The FBI and others recently began pointing out their shift in thinking that terrorist threats to the homeland will come from al-Qaeda sleeper cells such as the 9/11 hijackers and instead will come from self-radicalized individuals and groups. The so-called “Ft. Dix Six” are such a group, having allegedly used (at least in part) various terrorist resources online for motivation and training. Anti-terror raids in the UK and elsewhere note that those arrested are often in possession of computers that contain radical Islamic literature as well as information on how to perform pre-operational planning, use small arms, and conduct small unit tactics.
There are those who dismiss self-radicalized, self-trained groups as amateurs who are unlikely to ever conduct a successful terrorist operation, though events of so-called “sudden Jihad syndrome” over the past five years suggest that even self-taught sad-sacks can kill or maim.

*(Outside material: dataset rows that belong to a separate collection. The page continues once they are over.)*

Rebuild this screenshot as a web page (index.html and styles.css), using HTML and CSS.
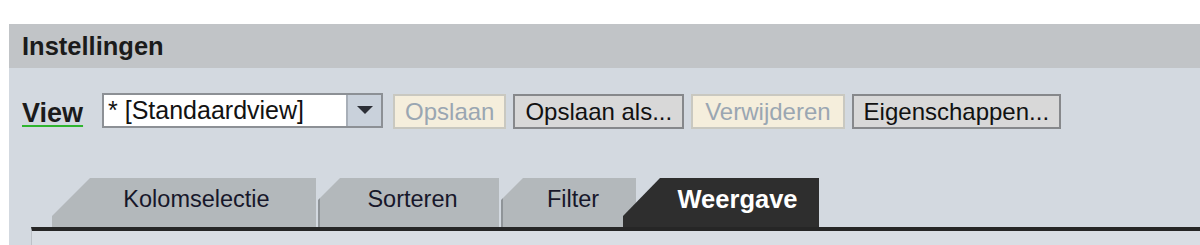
FILE: index.html
```html
<!DOCTYPE html>
<html lang="nl">
<head>
<meta charset="utf-8">
<title>Instellingen</title>
<link rel="stylesheet" href="styles.css">
</head>
<body>
<div class="panel">
  <div class="panel-header">Instellingen</div>
  <div class="panel-body">
    <div class="toolbar">
      <span class="view-label">View</span>
      <div class="select">
        <span class="select-value">* [Standaardview]</span>
        <span class="select-btn">
          <svg width="16" height="8" viewBox="0 0 16 8"><polygon points="0,0 16,0 8,8" fill="#2c2f36"/></svg>
        </span>
      </div>
      <button class="btn btn-disabled">Opslaan</button>
      <button class="btn">Opslaan als...</button>
      <button class="btn btn-disabled btn-wide">Verwijderen</button>
      <button class="btn">Eigenschappen...</button>
    </div>
    <div class="tabs-area">
      <div class="tabs">
        <div class="tab tab-first">Kolomselectie</div>
        <div class="tab tab-mid tab-sorteren">Sorteren</div>
        <div class="tab tab-mid tab-filter">Filter</div>
        <div class="tab tab-active">Weergave</div>
      </div>
      <div class="tab-content"></div>
    </div>
  </div>
</div>
</body>
</html>
```

FILE: styles.css
```css
html, body {
  margin: 0;
  padding: 0;
  background: #ffffff;
  font-family: "Liberation Sans", Arial, sans-serif;
}

.panel {
  margin: 24px 0 0 9px;
  background: #d3d9e0;
  height: 221px;
  overflow: hidden;
}

.panel-header {
  height: 44px;
  line-height: 44px;
  background: #c1c4c7;
  padding-left: 13px;
  font-weight: bold;
  font-size: 25.5px;
  color: #1b1b1b;
}

.panel-body {
  padding-top: 25px;
}

.toolbar {
  display: flex;
  align-items: center;
  padding-left: 13px;
  height: 36px;
}

.view-label {
  font-weight: bold;
  font-size: 27px;
  color: #1b1b1b;
  text-decoration: underline;
  text-decoration-color: #2fb52f;
  text-decoration-thickness: 2px;
  text-underline-offset: 3px;
  margin-right: 19px;
  margin-top: 5px;
}

.select {
  display: flex;
  width: 281px;
  height: 35px;
  box-sizing: border-box;
  border: 2px solid #8c9095;
  background: #ffffff;
  margin-right: 10px;
  margin-top: -2px;
}

.select-value {
  flex: 1;
  font-size: 25px;
  line-height: 31px;
  padding-left: 4px;
  color: #121212;
  white-space: nowrap;
}

.select-btn {
  width: 33px;
  border-left: 2px solid #a8afb8;
  background: #c9d1db;
  display: flex;
  align-items: center;
  justify-content: center;
}

.btn {
  height: 35px;
  box-sizing: border-box;
  border: 2px solid #86888b;
  background: #d8d8d8;
  font-family: "Liberation Sans", Arial, sans-serif;
  font-size: 24px;
  color: #111111;
  padding: 0 10px;
  margin: 0 7px 0 0;
  border-radius: 0;
  line-height: 31px;
}

.btn-disabled {
  background: #f5eedc;
  border-color: #c9c8c0;
  color: #9aa6b2;
}

.btn-wide {
  padding: 0 12px;
}

.tabs-area {
  margin-top: 49px;
  margin-left: 22px;
}

.tabs {
  display: flex;
  padding-left: 21px;
  height: 49px;
  align-items: flex-end;
}

.tab {
  height: 49px;
  box-sizing: border-box;
  line-height: 43px;
  text-align: center;
  font-size: 23.5px;
  color: #17172a;
  background: #b3b8bb;
  white-space: nowrap;
}

.tab-first {
  width: 264px;
  padding-left: 25px;
  clip-path: polygon(38px 0, 100% 0, 100% 100%, 0 100%, 0 38px);
  margin-right: 2px;
}

.tab-mid {
  background: linear-gradient(to right, #8f9498 0, #8f9498 2px, #b3b8bb 2px);
  clip-path: polygon(22px 0, 100% 0, 100% 100%, 0 100%, 0 22px);
  padding-left: 8px;
  margin-right: 2px;
}

.tab-sorteren {
  width: 181px;
}

.tab-filter {
  width: 135px;
  padding-left: 9px;
}

.tab-active {
  width: 196px;
  margin-left: -15px;
  padding-left: 33px;
  background: #2e2e2e;
  color: #ffffff;
  font-weight: bold;
  font-size: 25.5px;
  clip-path: polygon(37px 0, 100% 0, 100% 100%, 0 100%, 0 38px);
  position: relative;
}

.tab-content {
  border-top: 4px solid #262626;
  border-left: 1px solid #bcc1c7;
  background: #d9dee4;
  height: 40px;
}
```
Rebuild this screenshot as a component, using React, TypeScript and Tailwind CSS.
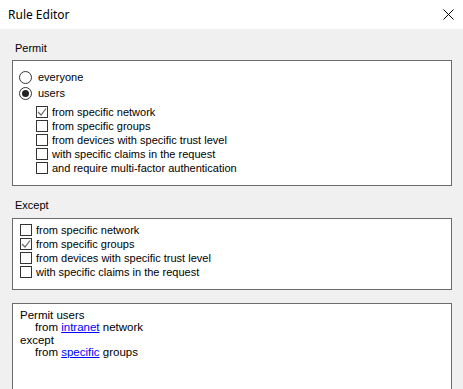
import React from "react";

const ui = { fontFamily: '"Liberation Sans", Arial, sans-serif' };

function Radio({ checked, label }: { checked?: boolean; label: string }) {
  return (
    <div className="flex h-[16px] items-center">
      <span className="flex h-[13px] w-[13px] items-center justify-center rounded-full border border-[#333333] bg-white">
        {checked && <span className="h-[7px] w-[7px] rounded-full bg-[#222222]" />}
      </span>
      <span className="ml-[6px] text-[11px] leading-none text-black">{label}</span>
    </div>
  );
}

function Check({ checked, label }: { checked?: boolean; label: string }) {
  return (
    <div className="flex h-[14px] items-center">
      <span className="flex h-[12px] w-[12px] items-center justify-center border border-[#333333] bg-white">
        {checked && (
          <svg width="10" height="10" viewBox="0 0 10 10" fill="none">
            <path d="M1 5L4 8L9 1.5" stroke="#666666" strokeWidth="1.2" />
          </svg>
        )}
      </span>
      <span className="ml-[4px] text-[11px] leading-none text-black">{label}</span>
    </div>
  );
}

export default function App() {
  return (
    <div className="flex h-[389px] w-[463px] flex-col overflow-hidden bg-[#f0f0f0]" style={ui}>
      {/* Title bar */}
      <div className="flex h-[29px] shrink-0 items-center justify-between bg-white pl-[8px] pr-[9px]">
        <span className="text-[12px] text-black" style={{ fontFamily: '"Noto Sans", sans-serif' }}>
          Rule Editor
        </span>
        <svg width="11" height="11" viewBox="0 0 11 11" fill="none">
          <path d="M0.5 0.5L10.5 10.5M10.5 0.5L0.5 10.5" stroke="#000000" strokeWidth="1" />
        </svg>
      </div>

      <div className="flex shrink-0 flex-col pl-[12px] pr-[11px]">
        {/* Permit */}
        <div className="mt-[12px] flex h-[14px] shrink-0 items-center pl-[3px] text-[11px] text-black">Permit</div>
        <div className="mt-[5px] h-[126px] shrink-0 border border-[#6b6b6b] bg-white pt-[8px] pl-[6px]">
          <Radio label="everyone" />
          <Radio checked label="users" />
          <div className="mt-[4px] pl-[17px]">
            <Check checked label="from specific network" />
            <Check label="from specific groups" />
            <Check label="from devices with specific trust level" />
            <Check label="with specific claims in the request" />
            <Check label="and require multi-factor authentication" />
          </div>
        </div>

        {/* Except */}
        <div className="mt-[12px] flex h-[14px] shrink-0 items-center pl-[3px] text-[11px] text-black">Except</div>
        <div className="mt-[6px] h-[72px] shrink-0 border border-[#6b6b6b] bg-white pt-[4px] pl-[7px]">
          <Check label="from specific network" />
          <Check checked label="from specific groups" />
          <Check label="from devices with specific trust level" />
          <Check label="with specific claims in the request" />
        </div>

        {/* Summary */}
        <div className="mt-[13px] h-[110px] shrink-0 border border-[#6b6b6b] bg-white pt-[5px] pl-[7px] text-[11.5px] leading-[12.4px] text-black">
          <div>Permit users</div>
          <div className="pl-[15px]">
            from <span className="text-[#0000ff] underline">intranet</span> network
          </div>
          <div>except</div>
          <div className="pl-[15px]">
            from <span className="text-[#0000ff] underline">specific</span> groups
          </div>
        </div>
      </div>
    </div>
  );
}
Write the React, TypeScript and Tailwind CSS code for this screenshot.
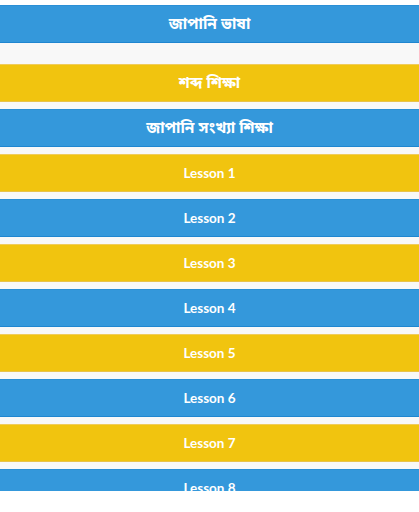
import React from "react";

type Tone = "blue" | "yellow";

const toneClass: Record<Tone, string> = {
  blue: "bg-[#3498db] border-t-[#2a8fd6] border-b-[#1f86d0]",
  yellow: "bg-[#f1c40f] border-t-[#f0cc5a] border-b-[#e9c34a]",
};

const MenuButton: React.FC<{ tone: Tone; bangla?: boolean; children: React.ReactNode }> = ({
  tone,
  bangla,
  children,
}) => (
  <button
    className={`flex h-[38px] w-full shrink-0 items-center justify-center border-y text-white ${toneClass[tone]} ${
      bangla
        ? "pt-[3px] font-['Noto_Sans_Bengali','Lohit_Bengali','Noto_Sans',sans-serif] text-[15.5px] font-bold"
        : "pt-px font-['Lato',sans-serif] text-[13.5px] font-bold"
    }`}
  >
    {children}
  </button>
);

const lessons = [1, 2, 3, 4, 5, 6, 7, 8];

export default function App() {
  return (
    <div className="h-[512px] w-[419px] bg-white">
      <div className="flex h-[491px] flex-col overflow-hidden bg-[#f8f8f8]">
        <div className="bg-white pt-[5px]">
          <MenuButton tone="blue" bangla>
            জাপানি ভাষা
          </MenuButton>
        </div>
        <div className="mt-[21px] flex flex-col gap-[7px]">
          <MenuButton tone="yellow" bangla>
            শব্দ শিক্ষা
          </MenuButton>
          <MenuButton tone="blue" bangla>
            জাপানি সংখ্যা শিক্ষা
          </MenuButton>
          {lessons.map((n) => (
            <MenuButton key={n} tone={n % 2 === 1 ? "yellow" : "blue"}>
              Lesson {n}
            </MenuButton>
          ))}
        </div>
      </div>
    </div>
  );
}
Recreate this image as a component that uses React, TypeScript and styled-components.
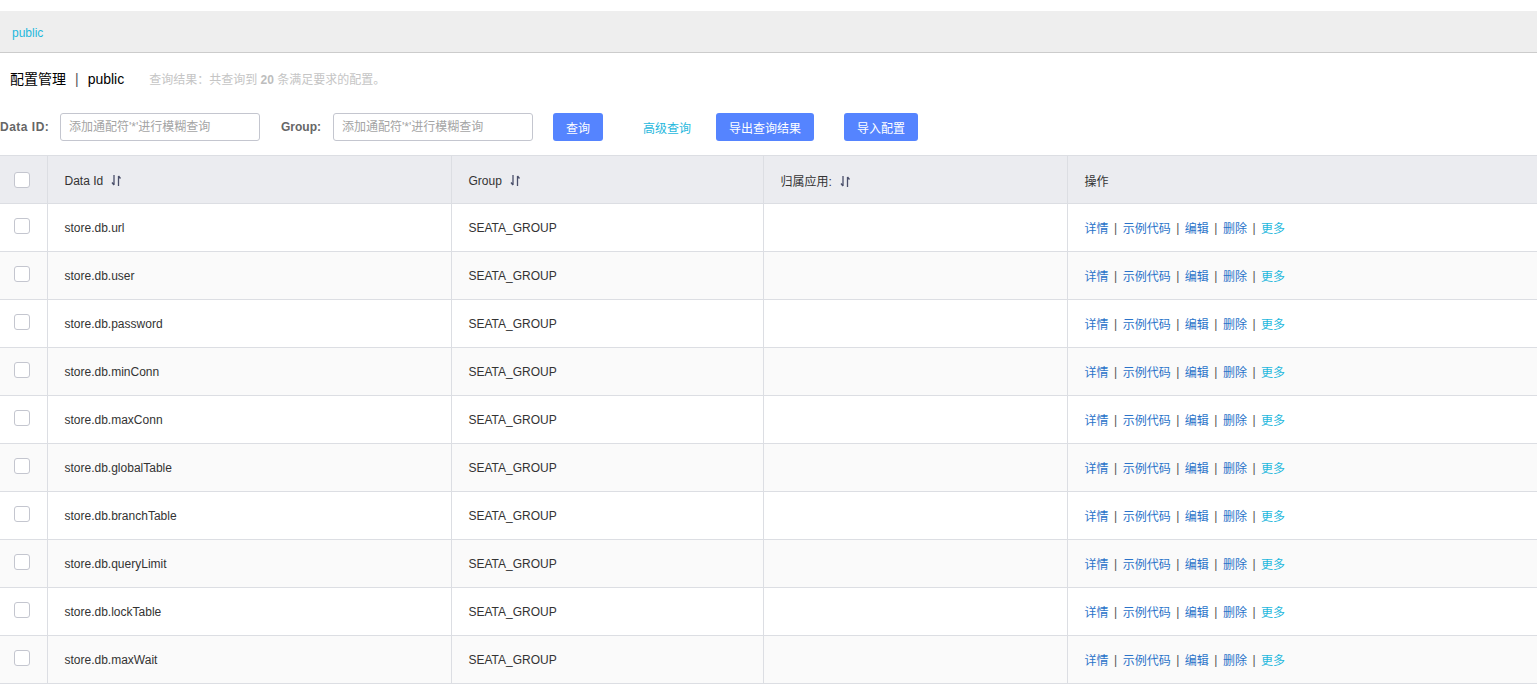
import React from 'react';
import styled, { createGlobalStyle } from 'styled-components';

const GlobalStyle = createGlobalStyle`
  html, body {
    margin: 0;
    padding: 0;
    background: #fff;
    font-family: "Liberation Sans", Arial, "Noto Sans CJK SC", sans-serif;
    color: #333;
    overflow: hidden;
  }
`;

const palette = {
  border: '#dcdee3',
  headerBg: '#ebecf0',
  primary: '#5584ff',
  cyan: '#1fb8dd',
  link: '#2a73c9',
};

const Page = styled.div`
  padding-top: 11px;
  width: 1537px;
`;

const NamespaceBar = styled.div`
  height: 42px;
  background: #eeeeee;
  border-bottom: 1px solid #cccccc;
  display: flex;
  align-items: center;
  padding: 2px 12px 0;
  box-sizing: border-box;
  font-size: 12px;
  color: ${palette.cyan};
`;

const TitleRow = styled.div`
  display: flex;
  align-items: baseline;
  height: 50px;
  padding: 15px 0 0 10px;
  box-sizing: border-box;
`;

const Title = styled.span`
  font-size: 14px;
  color: #000;
  font-family: "Liberation Sans", "Noto Sans CJK SC", sans-serif;

  .divider {
    margin: 0 9px;
    color: #555;
  }
`;

const Summary = styled.span`
  margin-left: 25px;
  font-size: 12px;
  color: #c5c5c5;

  strong {
    color: #bdbdbd;
  }
`;

const FilterRow = styled.div`
  display: flex;
  align-items: center;
  height: 28px;
  margin-top: 10px;
`;

const Label = styled.label<{ $width: number; $tracking?: number }>`
  width: ${(p) => p.$width}px;
  text-align: right;
  margin-right: 12px;
  white-space: nowrap;
  font-size: 12px;
  font-weight: bold;
  letter-spacing: ${(p) => p.$tracking ?? 0}px;
  color: #666;
`;

const SearchInput = styled.input<{ $gap: number }>`
  width: 200px;
  height: 28px;
  box-sizing: border-box;
  border: 1px solid #c4c6cf;
  border-radius: 3px;
  padding: 0 8px;
  font-size: 12px;
  font-family: inherit;
  outline: none;
  margin-right: ${(p) => p.$gap}px;

  &::placeholder {
    color: #a4a4a4;
  }
`;

const Button = styled.button<{ $width: number; $gap: number }>`
  width: ${(p) => p.$width}px;
  height: 28px;
  margin-left: ${(p) => p.$gap}px;
  border: none;
  border-radius: 3px;
  background: ${palette.primary};
  color: #fff;
  font-size: 12px;
  font-family: inherit;
  padding: 0;
  cursor: pointer;
`;

const TextLink = styled.a`
  margin-left: 40px;
  font-size: 12px;
  color: ${palette.cyan};
  cursor: pointer;
`;

const Table = styled.table`
  margin-top: 14px;
  width: 100%;
  border-collapse: collapse;
  table-layout: fixed;
  font-size: 12px;
  color: #333;
`;

const HeadCell = styled.th<{ $width?: number }>`
  ${(p) => (p.$width ? `width: ${p.$width}px;` : '')}
  height: 48px;
  background: ${palette.headerBg};
  border: 1px solid ${palette.border};
  border-left: none;
  text-align: left;
  font-weight: normal;
  padding: 2px 16px 0 17px;
  box-sizing: border-box;

  &:last-child {
    border-right: none;
  }
`;

const Row = styled.tr<{ $striped: boolean }>`
  background: ${(p) => (p.$striped ? '#fafafa' : '#fff')};
`;

const Cell = styled.td`
  height: 48px;
  border-bottom: 1px solid ${palette.border};
  border-right: 1px solid ${palette.border};
  padding: 1px 16px 0 17px;
  box-sizing: border-box;
  white-space: nowrap;

  &:last-child {
    border-right: none;
  }
`;

const CheckCell = styled(Cell)`
  padding: 0 0 0 14px;
  vertical-align: middle;
`;

const CheckHead = styled(HeadCell)`
  padding: 0 0 0 14px;
`;

const Checkbox = styled.span<{ $lift: number }>`
  display: block;
  width: 16px;
  height: 16px;
  box-sizing: border-box;
  border: 1px solid #c4c6cf;
  border-radius: 3px;
  background: #fff;
  margin-top: -${(p) => p.$lift}px;
`;

const SortIcon = styled.svg`
  margin-left: 8px;
  vertical-align: -2px;
`;

const Actions = styled.div`
  display: flex;
  align-items: center;
  margin-top: -1px;
`;

const ActionLink = styled.a<{ $more?: boolean }>`
  color: ${(p) => (p.$more ? palette.cyan : palette.link)};
  cursor: pointer;
`;

const Sep = styled.span`
  margin: 0 5.5px;
  color: #555;
`;

const Sort = () => (
  <SortIcon width="11" height="13" viewBox="0 0 11 13">
    <path d="M3 1v10M1 8.5L3 11" stroke="#4a4f6a" strokeWidth="1.3" fill="none" />
    <path d="M7.5 12V2M7.5 2L9.5 4.5" stroke="#4a4f6a" strokeWidth="1.3" fill="none" />
  </SortIcon>
);

const configs = [
  'store.db.url',
  'store.db.user',
  'store.db.password',
  'store.db.minConn',
  'store.db.maxConn',
  'store.db.globalTable',
  'store.db.branchTable',
  'store.db.queryLimit',
  'store.db.lockTable',
  'store.db.maxWait',
];

const actions = ['详情', '示例代码', '编辑', '删除'];

const App: React.FC = () => {
  return (
    <Page>
      <GlobalStyle />
      <NamespaceBar>public</NamespaceBar>

      <TitleRow>
        <Title>
          配置管理<span className="divider">|</span>public
        </Title>
        <Summary>
          查询结果：共查询到 <strong>20</strong> 条满足要求的配置。
        </Summary>
      </TitleRow>

      <FilterRow>
        <Label $width={48} $tracking={0.5}>Data ID:</Label>
        <SearchInput $gap={21} placeholder="添加通配符'*'进行模糊查询" />
        <Label $width={40}>Group:</Label>
        <SearchInput $gap={0} placeholder="添加通配符'*'进行模糊查询" />
        <Button $width={50} $gap={20}>查询</Button>
        <TextLink>高级查询</TextLink>
        <Button $width={98} $gap={25}>导出查询结果</Button>
        <Button $width={74} $gap={30}>导入配置</Button>
      </FilterRow>

      <Table>
        <thead>
          <tr>
            <CheckHead $width={47}>
              <Checkbox $lift={0} />
            </CheckHead>
            <HeadCell $width={404}>
              Data Id
              <Sort />
            </HeadCell>
            <HeadCell $width={312}>
              Group
              <Sort />
            </HeadCell>
            <HeadCell $width={304}>
              归属应用:
              <Sort />
            </HeadCell>
            <HeadCell>操作</HeadCell>
          </tr>
        </thead>
        <tbody>
          {configs.map((id, index) => (
            <Row key={id} $striped={index % 2 === 1}>
              <CheckCell>
                <Checkbox $lift={3} />
              </CheckCell>
              <Cell>{id}</Cell>
              <Cell>SEATA_GROUP</Cell>
              <Cell />
              <Cell>
                <Actions>
                  {actions.map((a) => (
                    <React.Fragment key={a}>
                      <ActionLink>{a}</ActionLink>
                      <Sep>|</Sep>
                    </React.Fragment>
                  ))}
                  <ActionLink $more>更多</ActionLink>
                </Actions>
              </Cell>
            </Row>
          ))}
        </tbody>
      </Table>
    </Page>
  );
};

export default App;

Still, there is a big difference between someone who has actually trained to fight an armed conflict or conduct intelligence operations and someone who has merely read about how it is done.
Second Life bridges that gap.
In Second Life you can practice intelligence tradecraft; you can test your elicitation skills, pass off (hopefully unnoticed) notes and packages, and meet in private with co-conspirators. You can sit down in a classroom and learn how to field-strip a rifle or pistol, conduct fire-and-maneuver drills, or run through an urban combat scenario. You can send and receive money to help fund your operation and you can conduct “legitimate” business that ends up funding terrorism. Static online training materials or even interactive-but-text-based Jihadist discussion forums cannot match the rich and substantial – if one may be excused for adopting a marketer’s language – content.
Second Life has the potential to elevate the professionalism of terrorism training. It is not real-life, but it isn’t reading comic books either.